> Problem statement
Show each line of the data below that has the string "index" in it.

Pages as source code

=-=-=

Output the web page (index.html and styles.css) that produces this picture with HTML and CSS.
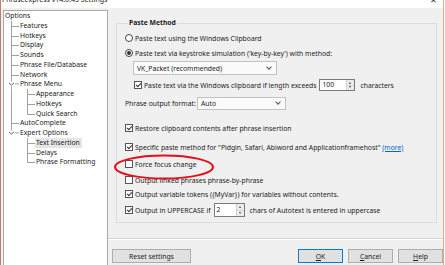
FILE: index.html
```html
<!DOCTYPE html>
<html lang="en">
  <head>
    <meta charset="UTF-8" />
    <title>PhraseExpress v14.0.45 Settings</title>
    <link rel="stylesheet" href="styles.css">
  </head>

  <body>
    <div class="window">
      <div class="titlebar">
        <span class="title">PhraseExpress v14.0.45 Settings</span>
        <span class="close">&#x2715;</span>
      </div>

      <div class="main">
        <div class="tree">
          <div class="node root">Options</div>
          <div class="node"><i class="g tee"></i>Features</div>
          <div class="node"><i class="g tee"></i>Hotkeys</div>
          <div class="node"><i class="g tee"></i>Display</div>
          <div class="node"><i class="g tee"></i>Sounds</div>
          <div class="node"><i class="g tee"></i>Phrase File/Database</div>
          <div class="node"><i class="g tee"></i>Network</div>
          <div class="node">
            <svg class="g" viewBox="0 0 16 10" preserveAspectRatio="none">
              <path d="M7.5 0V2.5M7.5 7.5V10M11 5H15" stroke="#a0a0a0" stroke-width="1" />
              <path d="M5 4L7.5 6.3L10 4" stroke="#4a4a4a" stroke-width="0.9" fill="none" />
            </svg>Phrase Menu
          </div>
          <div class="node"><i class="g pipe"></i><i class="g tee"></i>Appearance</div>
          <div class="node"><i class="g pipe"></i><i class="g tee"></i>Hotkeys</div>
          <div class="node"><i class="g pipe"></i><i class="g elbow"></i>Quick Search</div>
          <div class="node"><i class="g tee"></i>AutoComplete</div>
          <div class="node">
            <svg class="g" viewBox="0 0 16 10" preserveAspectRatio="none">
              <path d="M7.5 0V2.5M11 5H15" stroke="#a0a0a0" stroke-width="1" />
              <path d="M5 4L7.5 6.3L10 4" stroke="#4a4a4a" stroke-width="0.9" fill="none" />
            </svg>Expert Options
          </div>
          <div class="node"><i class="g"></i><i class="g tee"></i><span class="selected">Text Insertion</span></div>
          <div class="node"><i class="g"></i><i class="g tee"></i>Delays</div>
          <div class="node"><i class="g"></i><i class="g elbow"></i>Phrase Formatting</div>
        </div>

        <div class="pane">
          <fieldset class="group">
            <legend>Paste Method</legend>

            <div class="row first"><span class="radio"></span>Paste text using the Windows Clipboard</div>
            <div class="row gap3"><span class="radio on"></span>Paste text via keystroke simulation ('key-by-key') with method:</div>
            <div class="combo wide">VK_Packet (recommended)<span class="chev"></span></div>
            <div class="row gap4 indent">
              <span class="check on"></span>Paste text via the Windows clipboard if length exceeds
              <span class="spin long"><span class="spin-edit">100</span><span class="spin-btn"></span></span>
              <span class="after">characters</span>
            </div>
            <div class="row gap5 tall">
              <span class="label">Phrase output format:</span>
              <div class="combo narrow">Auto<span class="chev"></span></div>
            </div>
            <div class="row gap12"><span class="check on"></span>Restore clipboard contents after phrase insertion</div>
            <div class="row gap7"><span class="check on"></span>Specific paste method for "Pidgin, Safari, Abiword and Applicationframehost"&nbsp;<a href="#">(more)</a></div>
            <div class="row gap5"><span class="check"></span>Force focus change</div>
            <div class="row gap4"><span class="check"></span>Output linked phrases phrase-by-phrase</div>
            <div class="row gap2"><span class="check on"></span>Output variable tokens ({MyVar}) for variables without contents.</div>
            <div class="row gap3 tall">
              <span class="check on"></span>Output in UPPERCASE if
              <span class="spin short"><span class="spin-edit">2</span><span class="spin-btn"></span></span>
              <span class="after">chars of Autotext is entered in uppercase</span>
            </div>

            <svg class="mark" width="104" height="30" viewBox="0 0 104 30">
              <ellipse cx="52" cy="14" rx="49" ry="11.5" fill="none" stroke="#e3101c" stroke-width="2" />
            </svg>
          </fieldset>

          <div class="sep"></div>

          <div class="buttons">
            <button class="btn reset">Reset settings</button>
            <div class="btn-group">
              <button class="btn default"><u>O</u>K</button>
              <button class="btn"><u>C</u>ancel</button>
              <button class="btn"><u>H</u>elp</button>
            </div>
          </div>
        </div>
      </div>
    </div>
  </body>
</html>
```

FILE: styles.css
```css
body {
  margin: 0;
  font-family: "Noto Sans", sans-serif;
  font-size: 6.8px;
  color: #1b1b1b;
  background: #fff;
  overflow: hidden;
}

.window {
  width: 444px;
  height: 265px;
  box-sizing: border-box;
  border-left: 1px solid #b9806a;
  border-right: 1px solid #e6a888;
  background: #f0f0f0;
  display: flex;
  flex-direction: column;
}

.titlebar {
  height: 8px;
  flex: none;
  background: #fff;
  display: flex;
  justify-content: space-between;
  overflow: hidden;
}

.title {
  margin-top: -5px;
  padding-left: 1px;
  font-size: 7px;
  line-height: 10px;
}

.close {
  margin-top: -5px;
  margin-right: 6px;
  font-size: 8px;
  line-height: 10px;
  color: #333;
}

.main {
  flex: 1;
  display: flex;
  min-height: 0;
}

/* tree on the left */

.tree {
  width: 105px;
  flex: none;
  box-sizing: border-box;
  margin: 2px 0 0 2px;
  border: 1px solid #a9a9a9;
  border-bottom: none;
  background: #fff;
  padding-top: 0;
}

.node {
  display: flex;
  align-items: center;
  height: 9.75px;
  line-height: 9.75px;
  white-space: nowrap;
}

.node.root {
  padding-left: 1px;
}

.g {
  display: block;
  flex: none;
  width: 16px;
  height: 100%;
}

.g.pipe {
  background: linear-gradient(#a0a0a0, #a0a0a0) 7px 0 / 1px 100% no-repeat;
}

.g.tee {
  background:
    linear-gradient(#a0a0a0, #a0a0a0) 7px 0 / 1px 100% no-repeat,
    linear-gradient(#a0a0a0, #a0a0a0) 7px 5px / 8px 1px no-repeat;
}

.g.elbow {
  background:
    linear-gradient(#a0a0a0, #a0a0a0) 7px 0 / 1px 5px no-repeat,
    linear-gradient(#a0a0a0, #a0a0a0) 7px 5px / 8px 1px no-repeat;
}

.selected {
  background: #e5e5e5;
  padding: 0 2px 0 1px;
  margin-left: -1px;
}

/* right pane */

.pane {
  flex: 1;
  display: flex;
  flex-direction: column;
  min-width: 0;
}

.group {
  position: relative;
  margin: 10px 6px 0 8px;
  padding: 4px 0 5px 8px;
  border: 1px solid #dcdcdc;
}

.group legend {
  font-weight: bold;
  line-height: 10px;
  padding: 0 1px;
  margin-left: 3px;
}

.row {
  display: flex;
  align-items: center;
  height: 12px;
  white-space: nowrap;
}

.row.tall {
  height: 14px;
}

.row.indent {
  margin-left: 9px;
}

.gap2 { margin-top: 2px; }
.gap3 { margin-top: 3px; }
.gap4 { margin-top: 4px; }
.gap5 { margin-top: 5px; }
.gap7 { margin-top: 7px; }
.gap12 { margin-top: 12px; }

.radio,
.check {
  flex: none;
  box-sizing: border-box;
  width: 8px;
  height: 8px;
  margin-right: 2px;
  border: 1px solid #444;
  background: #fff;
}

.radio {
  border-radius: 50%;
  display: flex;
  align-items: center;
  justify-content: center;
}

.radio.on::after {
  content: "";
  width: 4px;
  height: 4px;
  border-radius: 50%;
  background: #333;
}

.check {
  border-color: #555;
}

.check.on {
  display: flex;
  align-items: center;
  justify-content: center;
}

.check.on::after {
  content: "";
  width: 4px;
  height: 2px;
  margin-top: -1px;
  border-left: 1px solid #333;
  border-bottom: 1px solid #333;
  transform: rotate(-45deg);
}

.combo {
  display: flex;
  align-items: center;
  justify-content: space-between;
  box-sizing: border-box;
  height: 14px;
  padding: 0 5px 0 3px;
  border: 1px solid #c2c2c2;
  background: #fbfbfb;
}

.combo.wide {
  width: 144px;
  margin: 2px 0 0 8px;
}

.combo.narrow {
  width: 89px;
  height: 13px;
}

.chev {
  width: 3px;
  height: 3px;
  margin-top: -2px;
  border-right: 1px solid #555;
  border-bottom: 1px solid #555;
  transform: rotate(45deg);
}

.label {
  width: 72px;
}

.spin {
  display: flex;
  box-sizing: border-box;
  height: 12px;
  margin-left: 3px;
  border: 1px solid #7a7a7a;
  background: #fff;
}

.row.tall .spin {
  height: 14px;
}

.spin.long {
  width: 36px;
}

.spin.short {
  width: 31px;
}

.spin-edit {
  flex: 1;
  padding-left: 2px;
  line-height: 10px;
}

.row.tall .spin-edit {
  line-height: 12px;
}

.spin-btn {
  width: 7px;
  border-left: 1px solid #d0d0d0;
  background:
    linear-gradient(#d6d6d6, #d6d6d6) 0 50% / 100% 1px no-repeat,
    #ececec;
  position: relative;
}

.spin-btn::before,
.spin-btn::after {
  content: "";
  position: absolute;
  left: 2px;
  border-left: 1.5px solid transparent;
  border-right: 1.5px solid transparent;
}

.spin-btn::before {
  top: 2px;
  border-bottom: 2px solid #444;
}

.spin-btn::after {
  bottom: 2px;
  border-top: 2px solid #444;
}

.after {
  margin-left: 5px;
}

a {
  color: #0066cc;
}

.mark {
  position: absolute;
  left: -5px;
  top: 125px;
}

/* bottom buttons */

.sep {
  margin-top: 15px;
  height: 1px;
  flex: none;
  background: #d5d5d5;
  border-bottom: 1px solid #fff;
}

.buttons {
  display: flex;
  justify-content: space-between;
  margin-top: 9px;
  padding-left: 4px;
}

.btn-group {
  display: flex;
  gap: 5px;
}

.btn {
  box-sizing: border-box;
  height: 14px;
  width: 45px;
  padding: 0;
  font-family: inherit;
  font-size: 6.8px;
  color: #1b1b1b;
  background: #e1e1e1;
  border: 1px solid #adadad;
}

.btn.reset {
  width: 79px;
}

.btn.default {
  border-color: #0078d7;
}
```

=-=-=

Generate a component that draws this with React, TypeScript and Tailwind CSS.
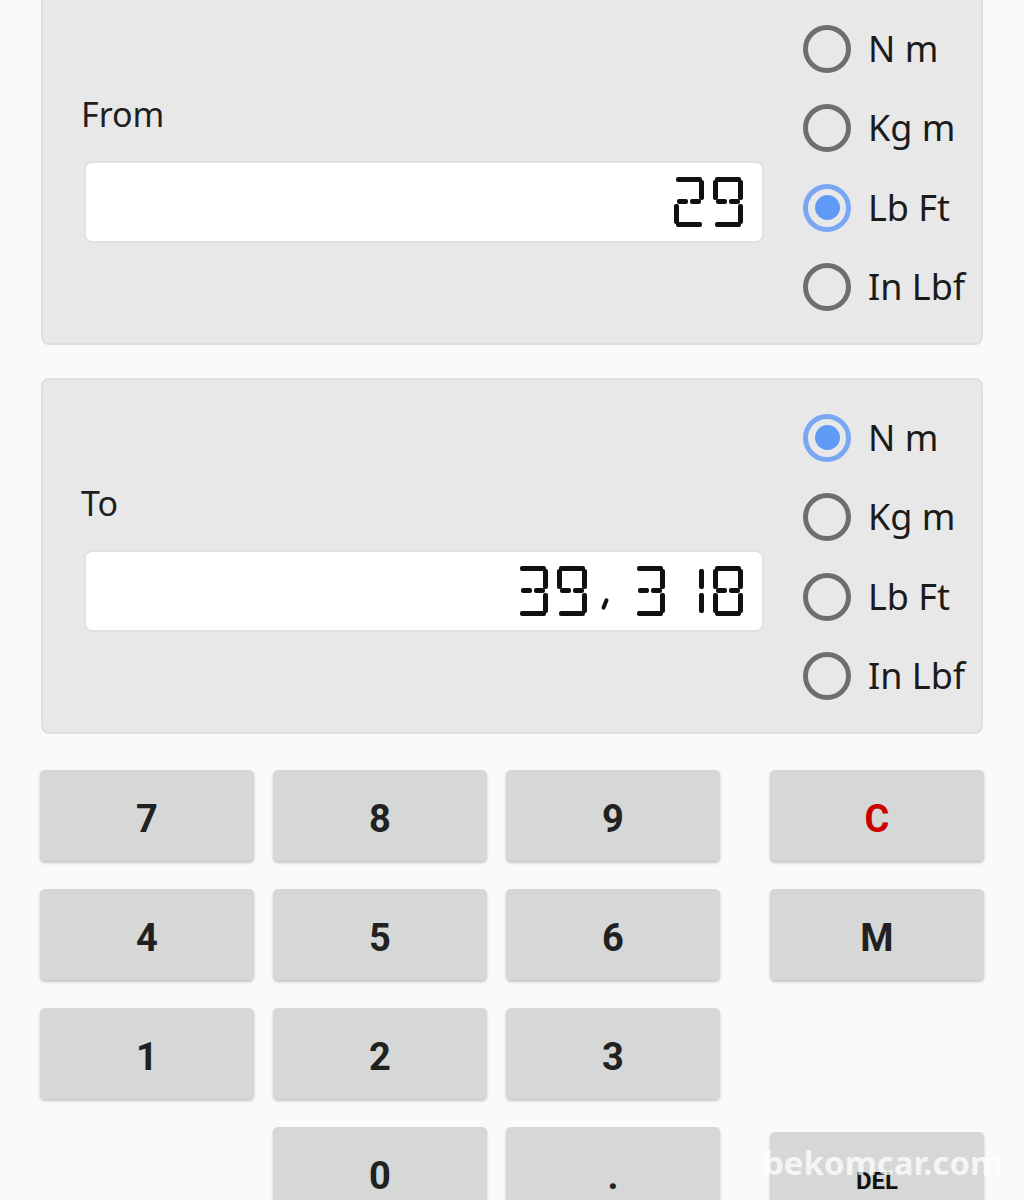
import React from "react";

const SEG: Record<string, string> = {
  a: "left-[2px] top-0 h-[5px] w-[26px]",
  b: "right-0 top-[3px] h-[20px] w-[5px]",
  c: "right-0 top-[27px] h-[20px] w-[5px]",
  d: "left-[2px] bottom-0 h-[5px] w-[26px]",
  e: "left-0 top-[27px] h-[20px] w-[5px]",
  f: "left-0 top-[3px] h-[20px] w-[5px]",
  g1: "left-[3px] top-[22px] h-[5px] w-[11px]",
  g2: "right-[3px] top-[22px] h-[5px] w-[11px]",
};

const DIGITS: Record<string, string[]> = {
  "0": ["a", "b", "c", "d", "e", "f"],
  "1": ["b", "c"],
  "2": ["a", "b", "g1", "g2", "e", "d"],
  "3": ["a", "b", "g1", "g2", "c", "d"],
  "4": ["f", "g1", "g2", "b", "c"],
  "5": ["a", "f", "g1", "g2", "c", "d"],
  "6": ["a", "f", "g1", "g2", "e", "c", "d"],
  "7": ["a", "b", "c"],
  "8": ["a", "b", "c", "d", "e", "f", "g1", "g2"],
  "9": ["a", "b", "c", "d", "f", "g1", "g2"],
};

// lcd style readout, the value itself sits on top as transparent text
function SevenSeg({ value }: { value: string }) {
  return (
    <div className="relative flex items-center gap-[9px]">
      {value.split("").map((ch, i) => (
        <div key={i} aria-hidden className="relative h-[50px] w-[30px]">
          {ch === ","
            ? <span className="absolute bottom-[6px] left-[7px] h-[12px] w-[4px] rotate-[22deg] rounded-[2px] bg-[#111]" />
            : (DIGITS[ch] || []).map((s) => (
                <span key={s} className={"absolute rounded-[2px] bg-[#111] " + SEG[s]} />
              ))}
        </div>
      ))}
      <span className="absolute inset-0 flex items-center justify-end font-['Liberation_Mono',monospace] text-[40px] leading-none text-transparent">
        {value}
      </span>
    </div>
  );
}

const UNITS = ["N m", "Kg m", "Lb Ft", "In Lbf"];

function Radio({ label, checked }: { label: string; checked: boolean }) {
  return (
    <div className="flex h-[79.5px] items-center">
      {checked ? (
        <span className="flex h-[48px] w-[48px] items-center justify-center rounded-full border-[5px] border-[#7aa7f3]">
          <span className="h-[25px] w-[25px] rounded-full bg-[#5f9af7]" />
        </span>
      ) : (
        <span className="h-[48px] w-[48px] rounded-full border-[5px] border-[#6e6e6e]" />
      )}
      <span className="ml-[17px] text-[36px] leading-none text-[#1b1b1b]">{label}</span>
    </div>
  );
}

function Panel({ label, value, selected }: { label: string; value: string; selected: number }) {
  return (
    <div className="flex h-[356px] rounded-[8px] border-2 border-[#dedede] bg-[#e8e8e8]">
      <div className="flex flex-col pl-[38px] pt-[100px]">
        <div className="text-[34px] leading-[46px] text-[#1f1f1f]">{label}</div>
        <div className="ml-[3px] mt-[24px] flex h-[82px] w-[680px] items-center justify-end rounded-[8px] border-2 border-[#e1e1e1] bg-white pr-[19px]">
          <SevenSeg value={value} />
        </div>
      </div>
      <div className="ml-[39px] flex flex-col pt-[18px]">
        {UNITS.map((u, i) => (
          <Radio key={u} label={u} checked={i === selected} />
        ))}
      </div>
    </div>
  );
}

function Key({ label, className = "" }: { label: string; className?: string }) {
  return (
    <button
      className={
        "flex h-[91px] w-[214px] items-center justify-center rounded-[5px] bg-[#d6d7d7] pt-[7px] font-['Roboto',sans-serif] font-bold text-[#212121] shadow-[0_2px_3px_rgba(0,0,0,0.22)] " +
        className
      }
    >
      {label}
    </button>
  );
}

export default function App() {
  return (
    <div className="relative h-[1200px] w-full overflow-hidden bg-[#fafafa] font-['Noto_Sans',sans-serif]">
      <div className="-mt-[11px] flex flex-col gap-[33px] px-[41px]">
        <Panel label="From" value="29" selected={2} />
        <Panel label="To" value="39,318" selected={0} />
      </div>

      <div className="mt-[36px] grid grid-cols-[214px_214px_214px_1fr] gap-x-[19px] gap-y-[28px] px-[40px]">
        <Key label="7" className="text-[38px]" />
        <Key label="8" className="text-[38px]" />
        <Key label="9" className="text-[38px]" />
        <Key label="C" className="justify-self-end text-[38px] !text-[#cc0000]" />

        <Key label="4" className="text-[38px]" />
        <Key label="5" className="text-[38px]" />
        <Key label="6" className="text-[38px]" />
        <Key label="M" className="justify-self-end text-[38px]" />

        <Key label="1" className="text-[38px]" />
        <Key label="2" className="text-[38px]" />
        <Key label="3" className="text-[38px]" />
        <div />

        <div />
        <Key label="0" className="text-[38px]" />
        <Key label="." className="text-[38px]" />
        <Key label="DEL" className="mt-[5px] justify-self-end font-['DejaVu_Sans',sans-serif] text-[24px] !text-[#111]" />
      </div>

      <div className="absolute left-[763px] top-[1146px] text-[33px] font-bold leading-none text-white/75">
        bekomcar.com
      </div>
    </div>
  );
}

=-=-=

> Problem solution
Output the web page (index.html and styles.css) that produces this picture with HTML and CSS.
FILE: index.html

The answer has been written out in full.